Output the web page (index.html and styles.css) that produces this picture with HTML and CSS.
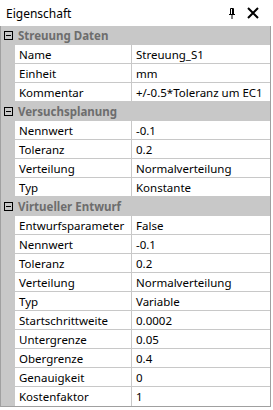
FILE: index.html
```html
<!DOCTYPE html>
<html>
<head>
<meta charset="utf-8">
<link rel="stylesheet" href="styles.css">
</head>
<body>
<div class="window">
  <div class="titlebar">
    <span class="title">Eigenschaft</span>
    <span class="tools">
      <svg class="pin" width="8" height="11" viewBox="0 0 8 11">
        <path d="M2.5 0.5h3v6h-3z M1 6.5h6 M4 7v4" fill="none" stroke="#000" stroke-width="1"/>
        <path d="M4.5 1v5" stroke="#000" stroke-width="1"/>
      </svg>
      <svg class="close" width="12" height="12" viewBox="0 0 12 12">
        <path d="M1 1L11 11M11 1L1 11" stroke="#000" stroke-width="2"/>
      </svg>
    </span>
  </div>
  <div class="grid">
    <div class="cat"><span class="box"></span><span class="cattext">Streuung Daten</span></div>
    <div class="row"><span class="gut"></span><span class="name">Name</span><span class="val">Streuung_S1</span></div>
    <div class="row"><span class="gut"></span><span class="name">Einheit</span><span class="val">mm</span></div>
    <div class="row"><span class="gut"></span><span class="name">Kommentar</span><span class="val">+/-0.5*Toleranz um EC1</span></div>
    <div class="cat"><span class="box"></span><span class="cattext">Versuchsplanung</span></div>
    <div class="row"><span class="gut"></span><span class="name">Nennwert</span><span class="val">-0.1</span></div>
    <div class="row"><span class="gut"></span><span class="name">Toleranz</span><span class="val">0.2</span></div>
    <div class="row"><span class="gut"></span><span class="name">Verteilung</span><span class="val">Normalverteilung</span></div>
    <div class="row"><span class="gut"></span><span class="name">Typ</span><span class="val">Konstante</span></div>
    <div class="cat"><span class="box"></span><span class="cattext">Virtueller Entwurf</span></div>
    <div class="row"><span class="gut"></span><span class="name">Entwurfsparameter</span><span class="val">False</span></div>
    <div class="row"><span class="gut"></span><span class="name">Nennwert</span><span class="val">-0.1</span></div>
    <div class="row"><span class="gut"></span><span class="name">Toleranz</span><span class="val">0.2</span></div>
    <div class="row"><span class="gut"></span><span class="name">Verteilung</span><span class="val">Normalverteilung</span></div>
    <div class="row"><span class="gut"></span><span class="name">Typ</span><span class="val">Variable</span></div>
    <div class="row"><span class="gut"></span><span class="name">Startschrittweite</span><span class="val">0.0002</span></div>
    <div class="row"><span class="gut"></span><span class="name">Untergrenze</span><span class="val">0.05</span></div>
    <div class="row"><span class="gut"></span><span class="name">Obergrenze</span><span class="val">0.4</span></div>
    <div class="row"><span class="gut"></span><span class="name">Genauigkeit</span><span class="val">0</span></div>
    <div class="row"><span class="gut"></span><span class="name">Kostenfaktor</span><span class="val">1</span></div>
  </div>
</div>
</body>
</html>
```
FILE: styles.css
```css
html, body {
  margin: 0;
  padding: 0;
  background: #ffffff;
}
body {
  font-family: "Noto Sans", "Open Sans", sans-serif;
  font-size: 12px;
  color: #000;
  width: 273px;
  height: 410px;
  overflow: hidden;
}
.window {
  display: flex;
  flex-direction: column;
  width: 271px;
}
.titlebar {
  height: 26px;
  display: flex;
  align-items: center;
  justify-content: space-between;
  padding: 0 12px 0 6px;
}
.title {
  font-size: 12px;
}
.tools {
  display: flex;
  align-items: center;
  gap: 11px;
}
.grid {
  border: 1px solid #a0a0a0;
  border-top: none;
  background: #c8c8c8;
  display: flex;
  flex-direction: column;
  font-size: 11.5px;
}
.cat {
  height: 19px;
  display: flex;
  align-items: center;
  background: #c8c8c8;
}
.box {
  width: 7px;
  height: 7px;
  border: 1px solid #000;
  margin: 0 5px 0 3px;
  position: relative;
  flex: none;
}
.box::after {
  content: "";
  position: absolute;
  left: 1px;
  right: 1px;
  top: 3px;
  height: 1px;
  background: #000;
}
.cattext {
  font-weight: bold;
  color: #6d6d6d;
}
.row {
  height: 19px;
  display: grid;
  grid-template-columns: 14px 117px 1fr;
}
.name, .val {
  background: #fff;
  border-bottom: 1px solid #c8c8c8;
  display: flex;
  align-items: center;
  padding-left: 4px;
  white-space: nowrap;
  overflow: hidden;
}
.name {
  border-right: 1px solid #c8c8c8;
}
.row:last-child .name, .row:last-child .val {
  border-bottom: none;
}
```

━━━━━━

Aim of the task >> Copy out all of the data word for word. Do not carry over any picture.

Solution for this exercise >>
Output the web page (index.html and styles.css) that produces this picture with HTML and CSS.
FILE: index.html
```html
<!DOCTYPE html>
<html>
<head>
<meta charset="utf-8">
<link rel="stylesheet" href="styles.css">
</head>
<body>
<div class="window">
  <div class="titlebar">
    <span class="title">Eigenschaft</span>
    <span class="tools">
      <svg class="pin" width="8" height="11" viewBox="0 0 8 11">
        <path d="M2.5 0.5h3v6h-3z M1 6.5h6 M4 7v4" fill="none" stroke="#000" stroke-width="1"/>
        <path d="M4.5 1v5" stroke="#000" stroke-width="1"/>
      </svg>
      <svg class="close" width="12" height="12" viewBox="0 0 12 12">
        <path d="M1 1L11 11M11 1L1 11" stroke="#000" stroke-width="2"/>
      </svg>
    </span>
  </div>
  <div class="grid">
    <div class="cat"><span class="box"></span><span class="cattext">Streuung Daten</span></div>
    <div class="row"><span class="gut"></span><span class="name">Name</span><span class="val">Streuung_S1</span></div>
    <div class="row"><span class="gut"></span><span class="name">Einheit</span><span class="val">mm</span></div>
    <div class="row"><span class="gut"></span><span class="name">Kommentar</span><span class="val">+/-0.5*Toleranz um EC1</span></div>
    <div class="cat"><span class="box"></span><span class="cattext">Versuchsplanung</span></div>
    <div class="row"><span class="gut"></span><span class="name">Nennwert</span><span class="val">-0.1</span></div>
    <div class="row"><span class="gut"></span><span class="name">Toleranz</span><span class="val">0.2</span></div>
    <div class="row"><span class="gut"></span><span class="name">Verteilung</span><span class="val">Normalverteilung</span></div>
    <div class="row"><span class="gut"></span><span class="name">Typ</span><span class="val">Konstante</span></div>
    <div class="cat"><span class="box"></span><span class="cattext">Virtueller Entwurf</span></div>
    <div class="row"><span class="gut"></span><span class="name">Entwurfsparameter</span><span class="val">False</span></div>
    <div class="row"><span class="gut"></span><span class="name">Nennwert</span><span class="val">-0.1</span></div>
    <div class="row"><span class="gut"></span><span class="name">Toleranz</span><span class="val">0.2</span></div>
    <div class="row"><span class="gut"></span><span class="name">Verteilung</span><span class="val">Normalverteilung</span></div>
    <div class="row"><span class="gut"></span><span class="name">Typ</span><span class="val">Variable</span></div>
    <div class="row"><span class="gut"></span><span class="name">Startschrittweite</span><span class="val">0.0002</span></div>
    <div class="row"><span class="gut"></span><span class="name">Untergrenze</span><span class="val">0.05</span></div>
    <div class="row"><span class="gut"></span><span class="name">Obergrenze</span><span class="val">0.4</span></div>
    <div class="row"><span class="gut"></span><span class="name">Genauigkeit</span><span class="val">0</span></div>
    <div class="row"><span class="gut"></span><span class="name">Kostenfaktor</span><span class="val">1</span></div>
  </div>
</div>
</body>
</html>
```
FILE: styles.css
```css
html, body {
  margin: 0;
  padding: 0;
  background: #ffffff;
}
body {
  font-family: "Noto Sans", "Open Sans", sans-serif;
  font-size: 12px;
  color: #000;
  width: 273px;
  height: 410px;
  overflow: hidden;
}
.window {
  display: flex;
  flex-direction: column;
  width: 271px;
}
.titlebar {
  height: 26px;
  display: flex;
  align-items: center;
  justify-content: space-between;
  padding: 0 12px 0 6px;
}
.title {
  font-size: 12px;
}
.tools {
  display: flex;
  align-items: center;
  gap: 11px;
}
.grid {
  border: 1px solid #a0a0a0;
  border-top: none;
  background: #c8c8c8;
  display: flex;
  flex-direction: column;
  font-size: 11.5px;
}
.cat {
  height: 19px;
  display: flex;
  align-items: center;
  background: #c8c8c8;
}
.box {
  width: 7px;
  height: 7px;
  border: 1px solid #000;
  margin: 0 5px 0 3px;
  position: relative;
  flex: none;
}
.box::after {
  content: "";
  position: absolute;
  left: 1px;
  right: 1px;
  top: 3px;
  height: 1px;
  background: #000;
}
.cattext {
  font-weight: bold;
  color: #6d6d6d;
}
.row {
  height: 19px;
  display: grid;
  grid-template-columns: 14px 117px 1fr;
}
.name, .val {
  background: #fff;
  border-bottom: 1px solid #c8c8c8;
  display: flex;
  align-items: center;
  padding-left: 4px;
  white-space: nowrap;
  overflow: hidden;
}
.name {
  border-right: 1px solid #c8c8c8;
}
.row:last-child .name, .row:last-child .val {
  border-bottom: none;
}
```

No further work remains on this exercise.